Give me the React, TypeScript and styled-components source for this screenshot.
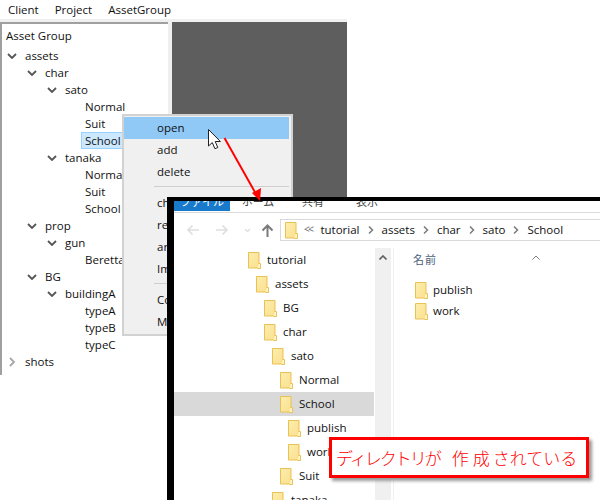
import React from 'react';
import styled, { createGlobalStyle } from 'styled-components';

const GlobalStyle = createGlobalStyle`
  html, body { margin: 0; padding: 0; background: #fff; }
  body { font-family: "Open Sans", "Noto Sans CJK JP", sans-serif; font-size: 11.5px; color: #111; }
`;

const Page = styled.div`
  position: relative;
  width: 600px;
  height: 500px;
  overflow: hidden;
  background: #fff;
`;

const AppWindow = styled.div`
  width: 347px;
  height: 375px;
  display: flex;
  flex-direction: column;
`;

const MenuBar = styled.div`
  display: flex;
  height: 19px;
  flex: none;
  align-items: center;
`;

const MenuItem = styled.div`
  padding: 0 8px;
  white-space: nowrap;
`;

const Body = styled.div`
  flex: 1;
  display: flex;
  background: #f0f0f0;
  padding-top: 3px;
`;

const TreePanel = styled.div`
  width: 168px;
  flex: none;
  box-sizing: border-box;
  background: #fff;
  border-top: 2px solid #a0a0a0;
  border-left: 2px solid #a0a0a0;
`;

const TreeTitle = styled.div`
  height: 23px;
  line-height: 24px;
  padding-left: 4px;
`;

const TreeRow = styled.div<{ $depth: number }>`
  display: flex;
  align-items: center;
  height: 17px;
  padding-left: ${(p) => 5 + p.$depth * 20}px;
  white-space: nowrap;
`;

const Twisty = styled.span`
  display: inline-flex;
  width: 18px;
  height: 17px;
  flex: none;
  align-items: center;
`;

const TreeLabel = styled.span<{ $selected?: boolean }>`
  padding: 0 2px 0 ${(p) => (p.$selected ? 3 : 0)}px;
  margin-left: ${(p) => (p.$selected ? -3 : 0)}px;
  background: ${(p) => (p.$selected ? '#cce8ff' : 'transparent')};
  outline: ${(p) => (p.$selected ? '1px solid #99d1ff' : 'none')};
`;

const DarkPanel = styled.div`
  margin-left: 4px;
  flex: 1;
  background: #5e5e5e;
`;

const ContextMenu = styled.div`
  position: absolute;
  left: 122px;
  top: 114px;
  width: 171px;
  height: 222px;
  box-sizing: border-box;
  background: #f0f0f0;
  border: 2px solid #d2d2d2;
  padding: 1px 2px 0 0;
`;

const ContextItem = styled.div<{ $active?: boolean }>`
  height: 22px;
  line-height: 22px;
  padding-left: 33px;
  background: ${(p) => (p.$active ? '#90c8f6' : 'transparent')};
`;

const ContextSeparator = styled.div`
  height: 1px;
  margin: 3px 0 5px 30px;
  background: #cfcfcf;
`;

const Explorer = styled.div`
  position: absolute;
  left: 167px;
  top: 197px;
  width: 433px;
  height: 303px;
  box-sizing: border-box;
  border-top: 4px solid #000;
  border-left: 7px solid #000;
  background: #fff;
  display: flex;
  flex-direction: column;
  overflow: hidden;
`;

const Ribbon = styled.div`
  display: flex;
  height: 11px;
  flex: none;
  border-bottom: 1px solid #dadada;
  overflow: hidden;
`;

const RibbonTab = styled.div<{ $active?: boolean; $width: number }>`
  width: ${(p) => p.$width}px;
  height: 10px;
  flex: none;
  overflow: hidden;
  text-align: center;
  font-size: 11px;
  line-height: 1px;
  color: ${(p) => (p.$active ? '#fff' : '#444')};
  background: ${(p) => (p.$active ? '#1979ca' : 'transparent')};
`;

const NavRow = styled.div`
  display: flex;
  align-items: center;
  height: 22px;
  flex: none;
  margin-top: 6px;
  padding-left: 4px;
`;

const NavButton = styled.span<{ $width: number }>`
  display: inline-flex;
  justify-content: center;
  align-items: center;
  width: ${(p) => p.$width}px;
  flex: none;
`;

const AddressBar = styled.div`
  flex: 1;
  height: 22px;
  box-sizing: border-box;
  margin-left: 4px;
  border: 1px solid #d9d9d9;
  border-right: none;
  display: flex;
  align-items: center;
  padding-left: 4px;
  white-space: nowrap;
`;

const AddressText = styled.span`
  padding-bottom: 2px;
`;

const Crumb = styled.span`
  display: inline-flex;
  margin: 0 8px;
`;

const Ellipsis = styled.span`
  margin: 0 8px 2px 6px;
  color: #666;
  font-size: 10px;
  letter-spacing: -1.5px;
`;

const Panes = styled.div`
  flex: 1;
  display: flex;
  min-height: 0;
  margin-top: 7px;
`;

const FolderTree = styled.div`
  width: 200px;
  margin-right: 1px;
  flex: none;
`;

const FolderRow = styled.div<{ $depth: number; $selected?: boolean }>`
  display: flex;
  align-items: center;
  gap: 6px;
  height: 24px;
  padding-left: ${(p) => 74 + p.$depth * 8}px;
  background: ${(p) => (p.$selected ? '#d9d9d9' : 'transparent')};
  white-space: nowrap;
`;

const FolderName = styled.span`
  padding-bottom: 2px;
`;

const ScrollTrack = styled.div`
  width: 16px;
  flex: none;
  background: #f0f0f0;
  display: flex;
  justify-content: center;
  padding-top: 7px;
  box-sizing: border-box;
`;

const FilePane = styled.div`
  flex: 1;
  border-left: 1px solid #f0f0f0;
  margin-left: 2px;
  padding-left: 19px;
  position: relative;
`;

const ColumnHeader = styled.div`
  height: 24px;
  line-height: 24px;
  color: #4c607a;
  font-size: 11px;
  letter-spacing: 1px;
  margin-bottom: 8px;
`;

const SortCaret = styled.span`
  position: absolute;
  left: 138px;
  top: 0;
`;

const FileRow = styled.div`
  display: flex;
  align-items: center;
  gap: 5px;
  height: 21px;
  padding-left: 2px;
`;

const Callout = styled.div`
  position: absolute;
  left: 329px;
  top: 437px;
  width: 260px;
  height: 41px;
  box-sizing: border-box;
  border: 3px solid #ff0000;
  background: #fff;
  box-shadow: 3px 3px 3px #9a9a9a;
  display: flex;
  align-items: center;
  padding-left: 4px;
  color: #ff0000;
  font-family: "Noto Sans CJK JP", sans-serif;
  font-size: 17px;
  font-weight: 300;
  white-space: nowrap;
`;

const CalloutRun = styled.span<{ $gap?: number; $tight?: boolean }>`
  margin-left: ${(p) => p.$gap ?? 0}px;
  letter-spacing: ${(p) => (p.$tight ? -2 : 0)}px;
`;

const Overlay = styled.svg`
  position: absolute;
  left: 0;
  top: 0;
  pointer-events: none;
`;

const FolderSvg = styled.svg`
  flex: none;
`;

const ChevronDown = () => (
  <svg width="10" height="6" viewBox="0 0 10 6">
    <path d="M1 1l4 4 4-4" fill="none" stroke="#555" strokeWidth="1.8" />
  </svg>
);

const ChevronRight = () => (
  <svg width="10" height="10" viewBox="0 0 10 10">
    <path d="M3 1l4 4-4 4" fill="none" stroke="#a6a6a6" strokeWidth="1.8" />
  </svg>
);

const Folder = () => (
  <FolderSvg width="13" height="17" viewBox="0 0 13 17">
    <defs>
      <linearGradient id="fold" x1="0" y1="0" x2="1" y2="1">
        <stop offset="0" stopColor="#fdeeb0" />
        <stop offset="1" stopColor="#fbdf8c" />
      </linearGradient>
    </defs>
    <path d="M.5.5h10.5v15.500H.5z" fill="url(#fold)" stroke="#e8c253" />
    <path d="M10.500 11.500h2v5h-3" fill="#fff3c7" stroke="#e8c253" />
  </FolderSvg>
);

const Sep = () => (
  <svg width="6" height="8" viewBox="0 0 6 8">
    <path d="M1 .5l3.500 3.500-3.500 3.500" fill="none" stroke="#7a7a7a" strokeWidth="1.5" />
  </svg>
);

const UpCaret = ({ color, width }: { color: string; width: number }) => (
  <svg width="8" height="5" viewBox="0 0 8 5">
    <path d="M.5 4.500L4 1l3.500 3.500" fill="none" stroke={color} strokeWidth={width} />
  </svg>
);

type Node = { label: string; depth: number; open?: boolean; closed?: boolean; selected?: boolean };

const tree: Node[] = [
  { label: 'assets', depth: 0, open: true },
  { label: 'char', depth: 1, open: true },
  { label: 'sato', depth: 2, open: true },
  { label: 'Normal', depth: 3 },
  { label: 'Suit', depth: 3 },
  { label: 'School', depth: 3, selected: true },
  { label: 'tanaka', depth: 2, open: true },
  { label: 'Normal', depth: 3 },
  { label: 'Suit', depth: 3 },
  { label: 'School', depth: 3 },
  { label: 'prop', depth: 1, open: true },
  { label: 'gun', depth: 2, open: true },
  { label: 'Beretta', depth: 3 },
  { label: 'BG', depth: 1, open: true },
  { label: 'buildingA', depth: 2, open: true },
  { label: 'typeA', depth: 3 },
  { label: 'typeB', depth: 3 },
  { label: 'typeC', depth: 3 },
  { label: 'shots', depth: 0, closed: true },
];

const folders: { label: string; depth: number; selected?: boolean }[] = [
  { label: 'tutorial', depth: 0 },
  { label: 'assets', depth: 1 },
  { label: 'BG', depth: 2 },
  { label: 'char', depth: 2 },
  { label: 'sato', depth: 3 },
  { label: 'Normal', depth: 4 },
  { label: 'School', depth: 4, selected: true },
  { label: 'publish', depth: 5 },
  { label: 'work', depth: 5 },
  { label: 'Suit', depth: 4 },
  { label: 'tanaka', depth: 3 },
];

const crumbs = ['assets', 'char', 'sato', 'School'];

export default function App() {
  return (
    <Page>
      <GlobalStyle />
      <AppWindow>
        <MenuBar>
          <MenuItem>Client</MenuItem>
          <MenuItem>Project</MenuItem>
          <MenuItem>AssetGroup</MenuItem>
        </MenuBar>
        <Body>
          <TreePanel>
            <TreeTitle>Asset Group</TreeTitle>
            {tree.map((n, i) => (
              <TreeRow key={i} $depth={n.depth}>
                <Twisty>
                  {n.open && <ChevronDown />}
                  {n.closed && <ChevronRight />}
                </Twisty>
                <TreeLabel $selected={n.selected}>{n.label}</TreeLabel>
              </TreeRow>
            ))}
          </TreePanel>
          <DarkPanel />
        </Body>
      </AppWindow>

      <ContextMenu>
        <ContextItem $active>open</ContextItem>
        <ContextItem>add</ContextItem>
        <ContextItem>delete</ContextItem>
        <ContextSeparator />
        <ContextItem>change</ContextItem>
        <ContextItem>rename</ContextItem>
        <ContextItem>archive</ContextItem>
        <ContextItem>Import</ContextItem>
        <ContextSeparator />
        <ContextItem>Copy</ContextItem>
        <ContextItem>Move</ContextItem>
      </ContextMenu>

      <Explorer>
        <Ribbon>
          <RibbonTab $active $width={56}>ファイル</RibbonTab>
          <RibbonTab $width={56}>ホーム</RibbonTab>
          <RibbonTab $width={54}>共有</RibbonTab>
          <RibbonTab $width={54}>表示</RibbonTab>
        </Ribbon>
        <NavRow>
          <NavButton $width={30}>
            <svg width="14" height="12" viewBox="0 0 14 12">
              <path d="M13 6H2M6.500 1.500L2 6l4.500 4.500" fill="none" stroke="#dedede" strokeWidth="1.6" />
            </svg>
          </NavButton>
          <NavButton $width={28}>
            <svg width="14" height="12" viewBox="0 0 14 12">
              <path d="M1 6h11M7.500 1.500L12 6l-4.500 4.500" fill="none" stroke="#dedede" strokeWidth="1.6" />
            </svg>
          </NavButton>
          <NavButton $width={22}>
            <svg width="7" height="5" viewBox="0 0 7 5">
              <path d="M1 1l2.500 2.500L6 1" fill="none" stroke="#dedede" strokeWidth="1.3" />
            </svg>
          </NavButton>
          <NavButton $width={18}>
            <svg width="13" height="13" viewBox="0 0 13 13">
              <path d="M6.500 13V2M1.500 6.500l5-5 5 5" fill="none" stroke="#7a7a7a" strokeWidth="2" />
            </svg>
          </NavButton>
          <AddressBar>
            <Folder />
            <Ellipsis>&lt;&lt;</Ellipsis>
            <AddressText>tutorial</AddressText>
            {crumbs.map((c) => (
              <React.Fragment key={c}>
                <Crumb><Sep /></Crumb>
                <AddressText>{c}</AddressText>
              </React.Fragment>
            ))}
          </AddressBar>
        </NavRow>
        <Panes>
          <FolderTree>
            {folders.map((f) => (
              <FolderRow key={f.label + f.depth} $depth={f.depth} $selected={f.selected}>
                <Folder />
                <FolderName>{f.label}</FolderName>
              </FolderRow>
            ))}
          </FolderTree>
          <ScrollTrack>
            <UpCaret color="#606060" width={1.6} />
          </ScrollTrack>
          <FilePane>
            <SortCaret>
              <UpCaret color="#808080" width={1} />
            </SortCaret>
            <ColumnHeader>名前</ColumnHeader>
            <FileRow><Folder /><FolderName>publish</FolderName></FileRow>
            <FileRow><Folder /><FolderName>work</FolderName></FileRow>
          </FilePane>
        </Panes>
      </Explorer>

      <Callout>
        <CalloutRun $tight>ディレクトリが</CalloutRun>
        <CalloutRun $gap={12}>作</CalloutRun>
        <CalloutRun $gap={4}>成</CalloutRun>
        <CalloutRun $gap={3}>されている</CalloutRun>
      </Callout>

      <Overlay width="600" height="500" viewBox="0 0 600 500">
        <path d="M224.500 138L256 194" stroke="#ff0000" strokeWidth="2" fill="none" />
        <path d="M252 193l9-5 -1 13z" fill="#ff0000" />
        <path
          d="M208.500 129.500v16.500l3.800-3.400 2.600 6.100 2.900-1.200-2.600-6h5.200z"
          fill="#fff"
          stroke="#222"
          strokeWidth="1"
        />
      </Overlay>
    </Page>
  );
}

PROMPT =>
Scan the lines for the string "components". Pick out every line that has it.

RESPONSE TO THIS TASK =>
Give me the React, TypeScript and styled-components source for this screenshot.
import styled, { createGlobalStyle } from 'styled-components';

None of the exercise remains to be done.